Five years later, in Ancelstierre, Prince Sameth encounters the necromancer Hedge and his undead minions, which injures Sameth both spiritually and physically. His father Touchstone therefore takes him back to the Old Kingdom and the safety of the palace in Belisaere. Here he is expected to succeed his mother Sabriel as the Abhorsen: a future whereof he is mortally afraid. Under Hedge's influence, Sameth's friend Nicholas Sayre (an Ancelstierran aristocrat) crosses the border into the Old Kingdom and travels to the Red Lake, where the royal rule does not extend and the Clayr cannot See. Sameth flees the palace to rescue Nick, and is later joined by Mogget. Lirael, on her nineteenth birthday, is identified as a 'Remembrancer' (a clairvoyant able to accurately perceive the past), and sent (with the Dog) to the Red Lake to rescue Nick, who has by now become the host of a malign, alien intelligence.
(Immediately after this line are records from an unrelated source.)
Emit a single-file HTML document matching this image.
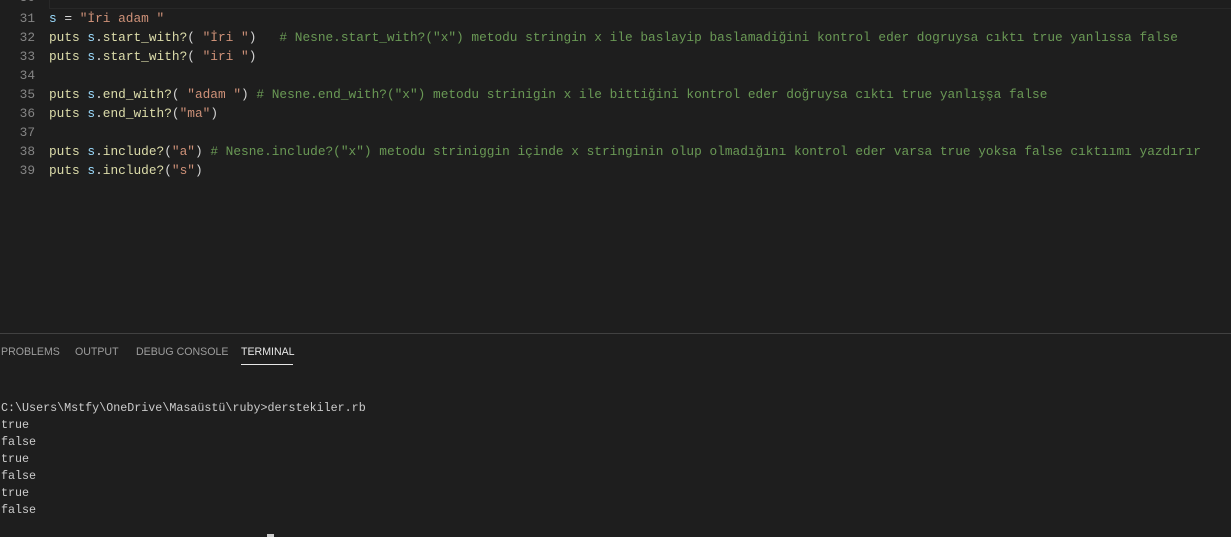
<!DOCTYPE html>
<html><head><meta charset="utf-8"><style>
body{margin:0;width:1231px;height:537px;background:#1e1e1e;overflow:hidden;position:relative;font-family:"Liberation Mono",monospace;}
.ln{position:absolute;left:0;width:35px;text-align:right;color:#858585;font-size:12.8px;}
.cd{position:absolute;left:49px;white-space:pre;color:#d4d4d4;font-size:12.8px;}
.f{color:#dcdcaa}.v{color:#9cdcfe}.s{color:#ce9178}.c{color:#6a9955}
.hl{position:absolute;left:49px;top:-10px;width:1182px;height:17px;border:1px solid #282828;}
.sep{position:absolute;left:0;top:333px;width:1231px;height:1px;background:#414141;}
.tab{position:absolute;top:346px;font-family:"Liberation Sans",sans-serif;font-size:10.6px;color:#9d9d9d;}
.term{position:absolute;left:1px;top:400px;white-space:pre;color:#cccccc;font-size:11.7px;line-height:17px;}
</style></head><body>
<div class="hl"></div>
<div class="ln" style="top:-10px">30</div>
<div class="ln" style="top:11px">31</div><div class="cd" style="top:11px"><span class="v">s</span> = <span class="s">"İri adam "</span></div>
<div class="ln" style="top:30px">32</div><div class="cd" style="top:30px"><span class="f">puts</span> <span class="v">s</span>.<span class="f">start_with?</span>( <span class="s">"İri "</span>)   <span class="c"># Nesne.start_with?("x") metodu stringin x ile baslayip baslamadiğini kontrol eder dogruysa cıktı true yanlıssa false</span></div>
<div class="ln" style="top:49px">33</div><div class="cd" style="top:49px"><span class="f">puts</span> <span class="v">s</span>.<span class="f">start_with?</span>( <span class="s">"iri "</span>)</div>
<div class="ln" style="top:68px">34</div>
<div class="ln" style="top:87px">35</div><div class="cd" style="top:87px"><span class="f">puts</span> <span class="v">s</span>.<span class="f">end_with?</span>( <span class="s">"adam "</span>) <span class="c"># Nesne.end_with?("x") metodu strinigin x ile bittiğini kontrol eder doğruysa cıktı true yanlışşa false</span></div>
<div class="ln" style="top:106px">36</div><div class="cd" style="top:106px"><span class="f">puts</span> <span class="v">s</span>.<span class="f">end_with?</span>(<span class="s">"ma"</span>)</div>
<div class="ln" style="top:125px">37</div>
<div class="ln" style="top:144px">38</div><div class="cd" style="top:144px"><span class="f">puts</span> <span class="v">s</span>.<span class="f">include?</span>(<span class="s">"a"</span>) <span class="c"># Nesne.include?("x") metodu striniggin içinde x stringinin olup olmadığını kontrol eder varsa true yoksa false cıktıımı yazdırır</span></div>
<div class="ln" style="top:163px">39</div><div class="cd" style="top:163px"><span class="f">puts</span> <span class="v">s</span>.<span class="f">include?</span>(<span class="s">"s"</span>)</div>
<div class="sep"></div>
<div class="tab" style="left:1px">PROBLEMS</div>
<div class="tab" style="left:75px">OUTPUT</div>
<div class="tab" style="left:136px">DEBUG CONSOLE</div>
<div class="tab" style="left:241px;color:#e7e7e7">TERMINAL</div>
<div style="position:absolute;left:241px;top:364px;width:52px;height:1px;background:#e7e7e7"></div>
<div class="term">C:\Users\Mstfy\OneDrive\Masaüstü\ruby>derstekiler.rb
true
false
true
false
true
false</div>
<div style="position:absolute;left:267px;top:534px;width:7px;height:3px;background:#cccccc"></div>
</body></html>
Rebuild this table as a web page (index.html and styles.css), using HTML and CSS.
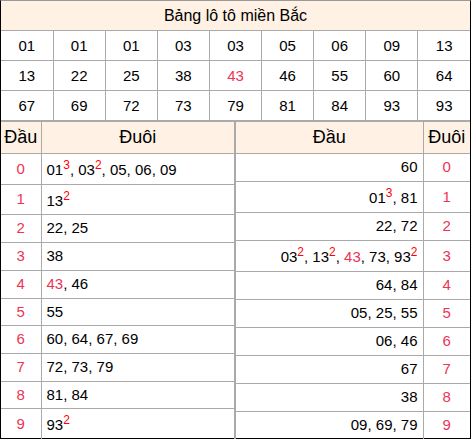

En route, Lirael joins Sam and Mogget, and they continue to the Red Lake, but are nearly vanquished by Chlorr of the Mask and her followers, and recover at the Abhorsen's House. There, Lirael is identified as Sabriel's half-sister and heir, and Sameth with the long-extinct "Wallmakers".

==Characters==
- Lirael - a young woman raised as an orphan Clayr, half-sister of Sabriel.
- Disreputable Dog - a Free Magic creature also infused with Charter Magic, she was only supposed to be a puppy sending to comfort Lirael; however, while creating the sending, Lirael touched on some ancient magic in the dog statuette she found in the Clayr library and awoke the Dog
- Prince Sameth - the son of King Touchstone and the Abhorsen Sabriel; enjoys making toys and is one, if not the last, of the Wallmakers who made the Wall which divides the two Kingdoms; he has been into Death and was Abhorsen-in-Waiting before Lirael's ascent into the title and role, but his encounter with Hedge has left him with an almost mortal fear of Death
- Mogget - an ancient Free Magic construct of unknown origin; appears in the form of a white cat and is bound by a red Charter magic collar to serve the Abhorsen
- Nicholas Sayre - a friend of Sameth from Ancelstierre, a sceptic who does not believe in magic and is always looking for a scientific reason for magical phenomena.
- Ellimere - Sameth's older sister, destined to be Queen
- Sabriel - the current Abhorsen, who destroyed Kerrigor many years before with the King, the former Abhorsen, and Mogget; is also wed to Touchstone and is Queen
- Touchstone - the King, a bastard son of a Queen and a nobleman who was trapped as a wooden figurehead of a funeral ship for 200 or so years before Sabriel saved him
- Hedge - an ancient necromancer serving a greater power; he attempts to capture Prince Sameth but obtains Nicholas Sayre instead
- Chlorr of the Mask - an ancient necromancer who Sabriel defeats early in Lirael, later raised by Hedge to become one of the Greater Dead
- Sanar and Ryelle - Clayr twins who have the strongest Sight and aid both the Royal family and Lirael

==Reception==
Laura Blackwell, writing in Strange Horizons, said that Lirael "immediately endears herself by seeming (especially in contrast to Sabriel) like a very normal fourteen-year-old.  It's a pleasure to watch her grow from a miserable, cowed adolescent to a strong, quirky young woman."

In 2002 Lirael won the Ditmar Award for the best Australian Science Fiction/Fantasy novel.